Simon adds that in states like Minnesota, they should see results as soon as Wednesday morning. But that’s not so for some other states, which Simon says doesn’t mean something nefarious is happening.

“Even in battleground Pennsylvania, their law calls for counting that will go into Wednesday, Thursday, maybe Friday,” Simon explains. “That’s them following their law. That’s not a sign that something is bad or something was rigged or fixed or stolen. That’s them following their law.”

Trump and some Republicans already challenging Election results

Part of the issue are false claims still related to the 2020 Election results. Already, former President Donald Trump has spent months laying the groundwork to challenge the results of the 2024 election if he loses — just as he did four years ago.

At rally after rally, he urges his supporters to deliver a victory “too big to rig,” telling them the only way he can lose is if Democrats cheat. He has refused to say, repeatedly, whether he will accept the results regardless of the outcome. And he’s claimed cheating is already underway, citing debunked claims or outrageous theories with no basis in reality.

“The only thing that can stop us is the cheating. It’s the only thing that can stop us,” he said at an event in Arizona late Thursday night.
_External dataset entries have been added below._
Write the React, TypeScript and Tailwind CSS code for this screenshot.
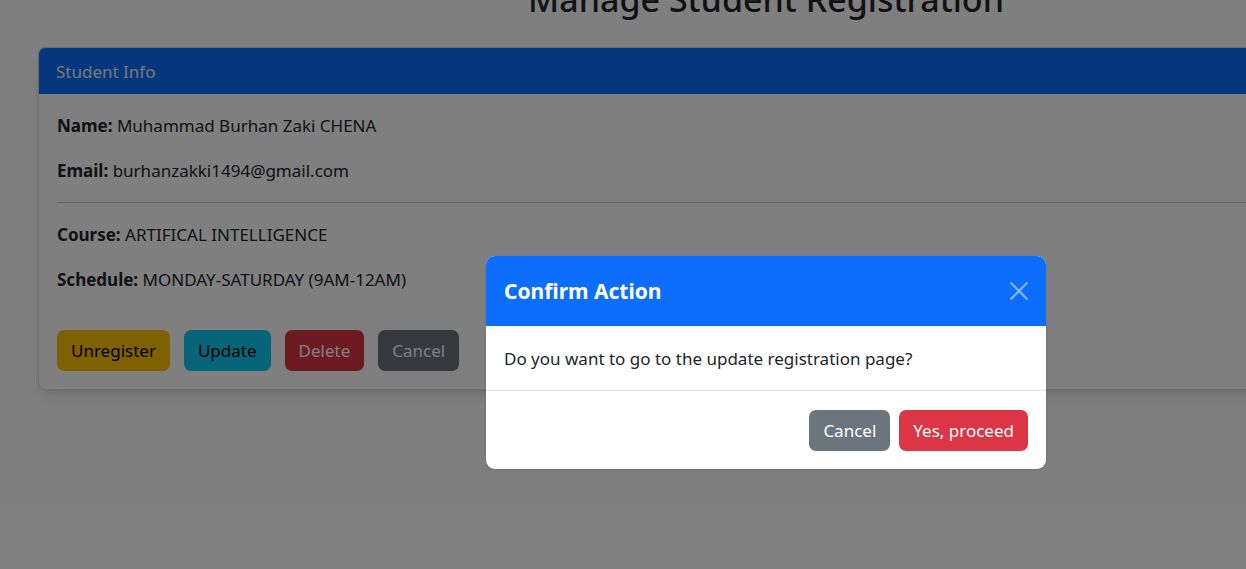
export default function App() {
  return (
    <div className="relative w-[1246px] h-[569px] overflow-hidden bg-white text-[17px] leading-[27px] text-[#212529] font-['Noto_Sans',sans-serif]">
      <div className="ml-[38px] w-[1456px]">
        <h1 className="-mt-[21px] h-[48px] text-center text-[34px] leading-[41px] font-medium">Manage Student Registration</h1>

        <div className="mt-[20px] rounded-[7px] border border-black/15 shadow-lg overflow-hidden">
          <div className="h-[46px] flex items-center px-[17px] bg-[#0d6efd] text-[#f1f1f1]">Student Info</div>
          <div className="p-[18px]">
            <p className="mb-[18px]"><b>Name:</b> Muhammad Burhan Zaki CHENA</p>
            <p className="mb-[18px]"><b>Email:</b> burhanzakki1494@gmail.com</p>
            <hr className="my-[18px] border-t border-[#212529]/25" />
            <p className="mb-[18px]"><b>Course:</b> ARTIFICAL INTELLIGENCE</p>
            <p><b>Schedule:</b> MONDAY-SATURDAY (9AM-12AM)</p>
            <div className="mt-[37px] flex gap-[14px]">
              <button className="h-[41px] px-[14px] rounded-[7px] bg-[#ffc107] text-black">Unregister</button>
              <button className="h-[41px] px-[14px] rounded-[7px] bg-[#0dcaf0] text-black">Update</button>
              <button className="h-[41px] px-[14px] rounded-[7px] bg-[#dc3545] text-white">Delete</button>
              <button className="h-[41px] px-[14px] rounded-[7px] bg-[#6c757d] text-white">Cancel</button>
            </div>
          </div>
        </div>
      </div>

      <div className="absolute inset-0 bg-black/50" />

      <div className="absolute left-[486px] top-[256px] w-[560px] rounded-[9px] bg-white overflow-hidden shadow">
        <div className="h-[70px] flex items-center justify-between px-[18px] bg-[#0d6efd] text-white">
          <h5 className="text-[21px] font-bold">Confirm Action</h5>
          <svg width="20" height="20" viewBox="0 0 20 20" className="mr-[-1px] opacity-50">
            <path d="M1.5 1.5 L18.5 18.5 M18.5 1.5 L1.5 18.5" stroke="white" strokeWidth="2" />
          </svg>
        </div>
        <div className="px-[18px] pt-[19px] pb-[18px] border-b border-[#dee2e6]">Do you want to go to the update registration page?</div>
        <div className="flex justify-end gap-[9px] px-[18px] pt-[19px] pb-[18px]">
          <button className="h-[41px] px-[14px] rounded-[7px] bg-[#6c757d] text-white">Cancel</button>
          <button className="h-[41px] px-[14px] rounded-[7px] bg-[#dc3545] text-white">Yes, proceed</button>
        </div>
      </div>
    </div>
  )
}
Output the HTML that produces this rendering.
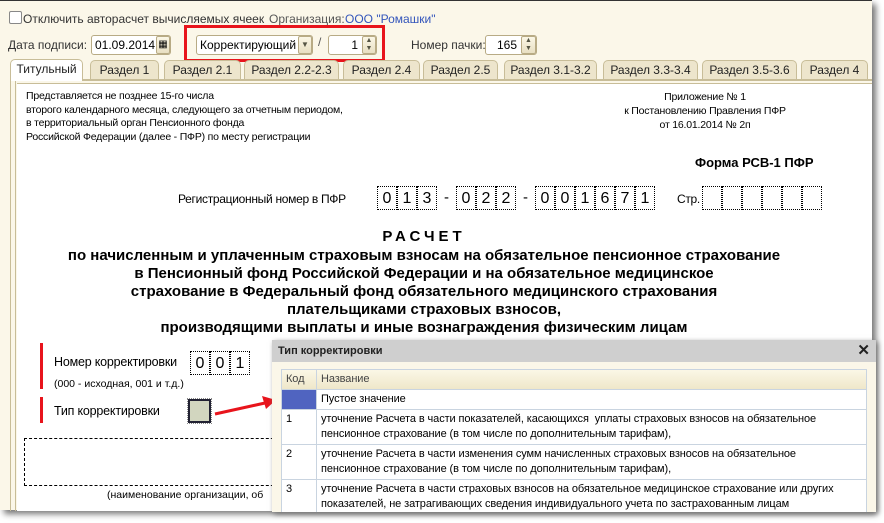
<!DOCTYPE html>
<html><head><meta charset="utf-8"><style>
*{margin:0;padding:0;box-sizing:border-box}
body{width:884px;height:523px;overflow:hidden;background:#fff;font-family:"Liberation Sans",Arial,sans-serif;font-size:12px;color:#000;position:relative}
.a{position:absolute;white-space:nowrap}
#win{position:absolute;left:0;top:0;width:872px;height:510px;background:#fbf7e9;border-top:1px solid #333;box-shadow:4px 4px 6px #777}
.t{font-size:12px}
.inp{position:absolute;background:#fff;border:1px solid #b8ab85;border-radius:3px;height:20px;font-size:12px;line-height:18px;padding:0 3px;overflow:hidden}
.btn{position:absolute;background:linear-gradient(#fbf7e6,#e8dfc2);border:1px solid #b8ab85;border-radius:2px}
.tab{position:absolute;top:59px;height:20px;background:#ede5cc;border:1px solid #c8bd98;border-bottom:none;border-radius:5px 5px 0 0;font-size:12px;line-height:19px;text-align:center;color:#222}
.cell{position:absolute;width:20px;height:24px;border:1px dotted #000;font-size:16px;line-height:23px;text-align:center}
.tl{position:absolute;left:0;width:848px;text-align:center;font-weight:bold;font-size:15px;white-space:nowrap}
table{border-collapse:collapse;font-size:11px;letter-spacing:-0.1px}
td{border:1px solid #c9d4e0;vertical-align:top;padding:2px 4px;line-height:15px}
</style></head><body>
<div id="win">
<div class="a" style="left:9px;top:10px;width:13px;height:13px;border:1px solid #888;border-radius:2px;background:#fff"></div>
<div class="a t" style="left:23px;top:11px;color:#333">Отключить авторасчет вычисляемых ячеек</div>
<div class="a t" style="left:269px;top:11px;color:#555">Организация:</div>
<div class="a t" style="left:345px;top:11px;color:#3355bb">ООО "Ромашки"</div>
<div class="a t" style="left:8px;top:37px;color:#333">Дата подписи:</div>
<div class="inp" style="left:91px;top:34px;width:80px">01.09.2014</div>
<div class="btn" style="left:156px;top:35px;width:14px;height:18px;font-size:10px;text-align:center;line-height:16px">▦</div>
<div class="inp" style="left:196px;top:34px;width:117px">Корректирующий</div>
<div class="btn" style="left:298px;top:35px;width:14px;height:18px;font-size:8px;text-align:center;line-height:16px;color:#554">▼</div>
<div class="a" style="left:318px;top:34px;color:#555">/</div>
<div class="inp" style="left:328px;top:34px;width:49px;text-align:right;padding-right:18px">1</div>
<div class="btn" style="left:362px;top:35px;width:14px;height:18px;font-size:7px;text-align:center;line-height:8px;color:#554">▲<br>▼</div>
<div class="a" style="left:184px;top:24px;width:201px;height:37px;border:3px solid #e8141c"></div>
<div class="a t" style="left:411px;top:37px;color:#333">Номер пачки:</div>
<div class="inp" style="left:485px;top:34px;width:52px;text-align:right;padding-right:19px">165</div>
<div class="btn" style="left:521px;top:35px;width:15px;height:18px;font-size:7px;text-align:center;line-height:8px;color:#554">▲<br>▼</div>
<div class="tab" style="left:10px;top:58px;height:22px;width:73px;background:#fff;z-index:2">Титульный</div>
<div class="tab" style="left:90px;width:69px">Раздел 1</div>
<div class="tab" style="left:164px;width:77px">Раздел 2.1</div>
<div class="tab" style="left:244px;width:95px">Раздел 2.2-2.3</div>
<div class="tab" style="left:343px;width:77px">Раздел 2.4</div>
<div class="tab" style="left:423px;width:75px">Раздел 2.5</div>
<div class="tab" style="left:504px;width:93px">Раздел 3.1-3.2</div>
<div class="tab" style="left:603px;width:95px">Раздел 3.3-3.4</div>
<div class="tab" style="left:702px;width:95px">Раздел 3.5-3.6</div>
<div class="tab" style="left:801px;width:67px">Раздел 4</div>
<div class="a" style="left:10px;top:78px;width:862px;height:2px;background:#c8bd98"></div>
<div class="a" style="left:10px;top:80px;width:6px;height:430px;border-left:1px solid #c8bd98;border-right:1px solid #c8bd98"></div>
<div class="a" style="left:17px;top:82px;width:855px;height:428px;background:#fff;border-top:1px solid #c8bd98"></div>
<div class="a" style="left:26px;top:89px;font-size:10.5px;line-height:13.5px;letter-spacing:-0.2px">Представляется не позднее 15-го числа<br>второго календарного месяца, следующего за отчетным периодом,<br>в территориальный орган Пенсионного фонда<br>Российской Федерации (далее - ПФР) по месту регистрации</div>
<div class="a" style="left:600px;top:89px;width:210px;text-align:center;font-size:10.5px;line-height:14px;letter-spacing:-0.2px">Приложение № 1<br>к Постановлению Правления ПФР<br>от 16.01.2014 № 2п</div>
<div class="a" style="left:695px;top:154px;font-size:13px;font-weight:bold">Форма РСВ-1 ПФР</div>
<div class="a" style="left:178px;top:191px;font-size:12px;letter-spacing:-0.3px">Регистрационный номер в ПФР</div>
<div class="cell" style="left:377px;top:185px">0</div><div class="cell" style="left:397px;top:185px">1</div><div class="cell" style="left:417px;top:185px">3</div>
<div class="a" style="left:444px;top:188px;font-size:15px">-</div>
<div class="cell" style="left:456px;top:185px">0</div><div class="cell" style="left:476px;top:185px">2</div><div class="cell" style="left:496px;top:185px">2</div>
<div class="a" style="left:523px;top:188px;font-size:15px">-</div>
<div class="cell" style="left:535px;top:185px">0</div><div class="cell" style="left:555px;top:185px">0</div><div class="cell" style="left:575px;top:185px">1</div><div class="cell" style="left:595px;top:185px">6</div><div class="cell" style="left:615px;top:185px">7</div><div class="cell" style="left:635px;top:185px">1</div>
<div class="a" style="left:677px;top:191px;font-size:12px;letter-spacing:-0.3px">Стр.</div>
<div class="cell" style="left:702px;top:185px"></div><div class="cell" style="left:722px;top:185px"></div><div class="cell" style="left:742px;top:185px"></div><div class="cell" style="left:762px;top:185px"></div><div class="cell" style="left:782px;top:185px"></div><div class="cell" style="left:802px;top:185px"></div>
<div class="tl" style="top:227px;letter-spacing:4px">РАСЧЕТ</div>
<div class="tl" style="top:246px;line-height:18px">по начисленным и уплаченным страховым взносам на обязательное пенсионное страхование<br>в Пенсионный фонд Российской Федерации и на обязательное медицинское<br>страхование в Федеральный фонд обязательного медицинского страхования<br>плательщиками страховых взносов,<br>производящими выплаты и иные вознаграждения физическим лицам</div>
<div class="a" style="left:40px;top:342px;width:3px;height:46px;background:#e8141c"></div>
<div class="a" style="left:40px;top:396px;width:3px;height:26px;background:#e8141c"></div>
<div class="a" style="left:54px;top:354px;font-size:12.5px;letter-spacing:-0.2px">Номер корректировки</div>
<div class="a" style="left:54px;top:377px;font-size:10.5px">(000 - исходная, 001 и т.д.)</div>
<div class="cell" style="left:190px;top:350px">0</div><div class="cell" style="left:210px;top:350px">0</div><div class="cell" style="left:230px;top:350px">1</div>
<div class="a" style="left:54px;top:403px;font-size:12.5px;letter-spacing:-0.2px">Тип корректировки</div>
<div class="a" style="left:188px;top:398px;width:23px;height:24px;border:2px solid #223;background:#d2d6bf;outline:1px dotted #888"></div>
<svg class="a" style="left:210px;top:390px" width="70" height="30"><path d="M5 23 L55 12" stroke="#e8141c" stroke-width="3"/><path d="M66 9 L52 5 L56 18 Z" fill="#e8141c"/></svg>
<div class="a" style="left:24px;top:437px;width:270px;height:48px;border:1px dashed #000;border-right:none"></div>
<div class="a" style="left:107px;top:488px;font-size:10.5px">(наименование организации, об</div>
</div>
<div class="a" style="left:272px;top:340px;width:604px;height:172px;background:#fbf7e9;box-shadow:2px 2px 5px #777;overflow:hidden">
<div class="a" style="left:0;top:0;width:604px;height:22px;background:#cfcfcf;font-weight:bold;font-size:11px;line-height:22px;padding-left:6px;color:#222">Тип корректировки<span style="position:absolute;right:6px;top:0;font-size:15px">✕</span></div>
<table class="a" style="left:9px;top:29px;width:586px;background:#fff">
<tr style="background:linear-gradient(#fbf7e6,#eee6c8);height:20px"><td style="width:35px;color:#444">Код</td><td style="color:#444">Название</td></tr>
<tr style="height:20px"><td style="background:#5064c0"></td><td>Пустое значение</td></tr>
<tr><td>1</td><td>уточнение Расчета в части показателей, касающихся&nbsp; уплаты страховых взносов на обязательное<br>пенсионное страхование (в том числе по дополнительным тарифам),</td></tr>
<tr><td>2</td><td>уточнение Расчета в части изменения сумм начисленных страховых взносов на обязательное<br>пенсионное страхование (в том числе по дополнительным тарифам),</td></tr>
<tr><td>3</td><td>уточнение Расчета в части страховых взносов на обязательное медицинское страхование или других<br>показателей, не затрагивающих сведения индивидуального учета по застрахованным лицам</td></tr>
<tr style="height:8px"><td></td><td></td></tr>
</table>
</div>
</body></html>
In 2020, Trump prematurely declared victory from the White House. He launched a legal and political effort to overturn his loss to Democrat Joe Biden that culminated in the storming of the Capitol by his supporters on Jan. 6, 2021.

Trump has made election lies central to his 2024 campaign, issuing fevered warnings about fraud while promising to take retribution against people he sees as standing in his way.

This year, he is backed by a sophisticated “election integrity” operation built by his campaign and the Republican National Committee that has filed more than 130 lawsuits already and signed up more than 230,000 volunteers being trained to deploy as poll watchers and poll workers across the country on Election Day.

The U.S. Department of Justice has also announced plans to monitor 86 sites in 27 states across the country, including in Minneapolis-St. Paul, Detroit, Atlanta, Philadelphia, Pittsburgh, Phoenix, Detroit, Milwaukee and others.

How long will it take to know the winner?

Election Day in the United States is now often considered election week as each state follows its own rules and practices for counting ballots — not to mention the legal challenges — that can delay the results. But the truth is, nobody knows how long it will take for the winner to be announced this time.

In 2020, The Associated Press declared President Joe Biden the winner on Saturday afternoon — four days after polls closed. But even then, The AP called North Carolina for Trump 10 days after Election Day and Georgia for Biden 16 days later after hand recounts.

Four years earlier, the 2016 election was decided just hours after most polls closed. The AP declared Trump the winner on election night at 2:29 a.m. (it was technically Wednesday morning on the East Coast).

This time, both campaigns believe the race is extremely close across the seven swing states that are expected to decide the election, barring a major surprise: Arizona, Georgia, Michigan, Nevada, North Carolina, Pennsylvania and Wisconsin.

The size of the map and the tightness of the race make it hard to predict when a winner could be declared.